Fantastic Mike. Good on you!
I especially liked the tips on meditation .
In the seminary I had a problem with so much of Jesus on the cross suffering for my sins.
Hanging there morning after morning. All because of me on my way to bacon and eggs.
# V interested me. For once you sounded unsure.
I saw God about 500 times today in the sleet snow and howling nor’easter in Niigata. They were all either too fat too thin too Japanese too rude too big too small too not like me or was it that they were all – me? Mirrors in the blizzard.
When you get back I wonder did you learn anything on what the whole game of life is all about – enlightenment – and anything other than the certitude of Rome and errance ( anew word) of those outside the church…my father’s favorite place at Sunday mass…kneeling on his cap in the very back hiding behind the baptismal font …a step away from a Camel, rather than father Feeney of our Boston years.
A Pauline moment …or nde? Let us know Mike…the spiritual spark.
Your article on the possibility of Jesus being illegitimate rang home giving me some belief on his historicity – and one of the long line of true adepts. Maybe one of the greatest…anointed.
I wonder will our chaplain friends bless the new troop carrying Hellions from Christler’s new line? My guess Francis may have still missed the central point of the Secret of the Ages. But then maybe he is holding his fire. Waiting to hit the ball where they ain’t!
Again Mike you are something special.
I got the Purple Dragon from our friend Billy Brunner today, of all the old friends dead and alive from Milton…and the “something” of it all brought acidic tears.
Safe journey home and keep up the good work.
Dear Jim: Again, I so appreciate these replies. You’re right about #5. I’m probably not as sure about things as it might appear. My family members do kid me about that heaven/hell theme #5 expressed. We’ll be heading home in about a week. I can hardly believe it. India has surely marked this last part of my life. It’s changed the way I breathe, exercise, meditate and generally see things — in the light of “the Universal Law of Impermanence.” Additionally, living inter-generationally (Peggy and I, my daughter and her family of four — and for the past 2 months with Peggy’s roommate from her college days — and just this past week with our 2 sons as well) has been formational. We love India and Mysore. I’ll be writing about that soon. Today I posted something on our wonderful visit to Varanasi. Thanks again, Jim.
Thanks for taking the time to share about this experience. I had no knowledge of the Vipassana practice…so your reflections contained some new insights for me.
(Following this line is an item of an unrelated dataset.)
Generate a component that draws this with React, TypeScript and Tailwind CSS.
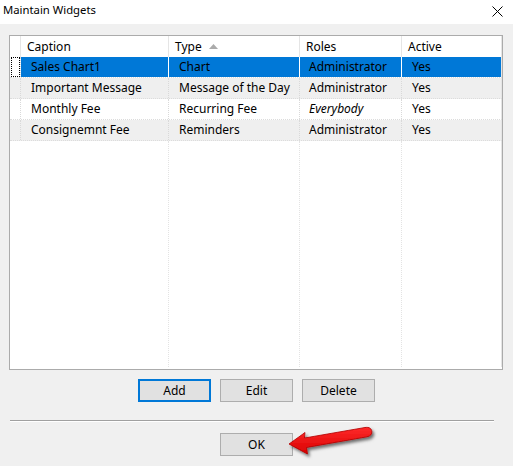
import React from 'react';

// ── Data ─────────────────────────────────────────────────────────────────────

interface WidgetRow {
  caption: string;
  type: string;
  roles: string;
  active: string;
  italicRoles?: boolean;
}

const ROWS: WidgetRow[] = [
  { caption: 'Sales Chart1', type: 'Chart', roles: 'Administrator', active: 'Yes' },
  { caption: 'Important Message', type: 'Message of the Day', roles: 'Administrator', active: 'Yes' },
  { caption: 'Monthly Fee', type: 'Recurring Fee', roles: 'Everybody', active: 'Yes', italicRoles: true },
  { caption: 'Consignemnt Fee', type: 'Reminders', roles: 'Administrator', active: 'Yes' },
];

const SELECTED = 0;

// ── Pieces ───────────────────────────────────────────────────────────────────

function HeaderCell({ label, width, sorted }: { label: string; width: string; sorted?: boolean }) {
  return (
    <div className={`${width} h-full flex items-center pl-[6px] border-r border-[#e5e5e5] shrink-0`}>
      <span>{label}</span>
      {sorted && (
        <svg width="9" height="5" viewBox="0 0 9 5" className="ml-[7px] mt-[-1px]">
          <path d="M0 5 L4.5 0 L9 5 Z" fill="#ababab" />
        </svg>
      )}
    </div>
  );
}

function GridRow({ row, index }: { row: WidgetRow; index: number }) {
  const selected = index === SELECTED;
  const striped = index % 2 === 1;
  const rowBg = selected ? 'bg-white' : striped ? 'bg-[#efefef]' : 'bg-white';
  const cellBg = selected ? 'bg-[#0078d7]' : '';
  const sep = selected ? 'border-r border-solid border-white' : 'border-r border-dotted border-[#d9d9d9]';

  return (
    <div className={`flex h-[21px] shrink-0 border-b border-dotted border-[#dcdcdc] ${rowBg}`}>
      <div className="w-[11px] h-full shrink-0 border-r border-dotted border-[#d9d9d9] pl-px">
        {selected && <div className="w-[9px] h-[20px] border border-dotted border-black" />}
      </div>
      <div className={`w-[148px] h-full shrink-0 flex items-center pl-[10px] ${cellBg} ${sep}`}>{row.caption}</div>
      <div className={`w-[131px] h-full shrink-0 flex items-center pl-[10px] ${cellBg} ${sep}`}>{row.type}</div>
      <div className={`w-[102px] h-full shrink-0 flex items-center pl-[9px] ${cellBg} ${sep} ${row.italicRoles ? 'italic' : ''}`}>
        {row.roles}
      </div>
      <div className={`w-[100px] h-full shrink-0 flex items-center pl-[10px] ${cellBg} border-r border-[#e5e5e5]`}>{row.active}</div>
    </div>
  );
}

function WinButton({ label, focused }: { label: string; focused?: boolean }) {
  return (
    <button
      className={`w-[73px] h-[23px] flex items-center justify-center bg-[#e1e1e1] text-black text-[12px] ${
        focused ? 'border-2 border-[#0078d7]' : 'border border-[#adadad]'
      }`}
    >
      {label}
    </button>
  );
}

function RedArrow() {
  return (
    <svg width="94" height="40" viewBox="0 0 94 40" className="absolute left-[284px] top-[424px]">
      <defs>
        <filter id="arrowShadow" x="-20%" y="-40%" width="140%" height="180%">
          <feDropShadow dx="2" dy="2.5" stdDeviation="1.6" floodColor="#000" floodOpacity="0.55" />
        </filter>
        <linearGradient id="arrowFill" x1="0" y1="0" x2="0" y2="1">
          <stop offset="0" stopColor="#ff2a2a" />
          <stop offset="1" stopColor="#d80000" />
        </linearGradient>
      </defs>
      <path
        d="M5 20 L21 8.5 L20.5 14 L81 3.5 C85.5 2.8 87.6 4.8 87.8 7.5 C88 10.2 86.4 12.2 83 12.8 L22.5 23.5 L23.5 30 Z"
        fill="url(#arrowFill)"
        stroke="#b00000"
        strokeWidth="0.8"
        strokeLinejoin="round"
        filter="url(#arrowShadow)"
      />
    </svg>
  );
}

// ── Dialog ───────────────────────────────────────────────────────────────────

export default function App() {
  return (
    <div className="relative w-[513px] h-[466px] bg-[#f0f0f0] overflow-hidden text-black font-['Noto_Sans','Segoe_UI',sans-serif] text-[12px]">
      {/* Title bar */}
      <div className="h-[24px] bg-white flex items-center justify-between pl-[3px] pr-[10px]">
        <span className="text-[11.3px] pb-[3px]">Maintain Widgets</span>
        <svg width="11" height="11" viewBox="0 0 11 11" className="mb-[2px]">
          <path d="M0.5 0.5 L10.5 10.5 M10.5 0.5 L0.5 10.5" stroke="#000" strokeWidth="1" />
        </svg>
      </div>

      {/* Grid */}
      <div className="ml-[9px] mt-[11px] w-[494px] h-[335px] border border-[#ababab] bg-white flex flex-col">
        <div className="flex h-[21px] shrink-0 bg-white">
          <div className="w-[11px] h-full shrink-0 border-r border-[#e5e5e5]" />
          <HeaderCell label="Caption" width="w-[148px]" />
          <HeaderCell label="Type" width="w-[131px]" sorted />
          <HeaderCell label="Roles" width="w-[102px]" />
          <HeaderCell label="Active" width="w-[100px]" />
        </div>
        {ROWS.map((row, i) => (
          <GridRow key={row.caption} row={row} index={i} />
        ))}
        {/* Empty space keeps the column lines */}
        <div className="flex flex-1 pb-[2px]">
          <div className="w-[11px] shrink-0" />
          <div className="w-[148px] shrink-0 border-r border-dotted border-[#e3e3e3]" />
          <div className="w-[131px] shrink-0 border-r border-dotted border-[#e3e3e3]" />
          <div className="w-[102px] shrink-0 border-r border-dotted border-[#e3e3e3]" />
          <div className="w-[100px] shrink-0 border-r border-[#e5e5e5]" />
        </div>
      </div>

      {/* Grid actions */}
      <div className="mt-[9px] flex justify-center gap-[9px]">
        <WinButton label="Add" focused />
        <WinButton label="Edit" />
        <WinButton label="Delete" />
      </div>

      {/* Separator */}
      <div className="ml-[10px] mt-[18px] w-[484px] h-[2px] border-t border-[#a0a0a0] border-b border-b-white" />

      {/* OK */}
      <div className="mt-[11px] flex justify-center">
        <WinButton label="OK" />
      </div>

      <RedArrow />
    </div>
  );
}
For example, I never considered the proposal that our bodies mirror the universe. The law of impermanence is another idea that I look forward to digesting.
How do you sense your experience with Vipassana will influence your daily practice of passage meditation? I continue to find Easwaran’s meditation “program” to be of great value.
Trevor, so good to hear from you. In view of my Vipassana experience, I’ve decided to change my practice for a month — at least till the end of January. I’ve extended my morning and evening meditations to one hour each using the method I described in the blog. Also I am using Vipassana literature for my half hour of spiritual reading. Everything I learned in Alur is coincident with the teaching of Easwaran. At times, S,N. Goenka (the recently deceased teacher we watched on video each evening during the retreat) sounded like Easwaran. However, his claim was that while extremely good, methods like Easwaran’s do not go as deep as the one he was teaching. I’m experimenting to see if he was right. So far, so good.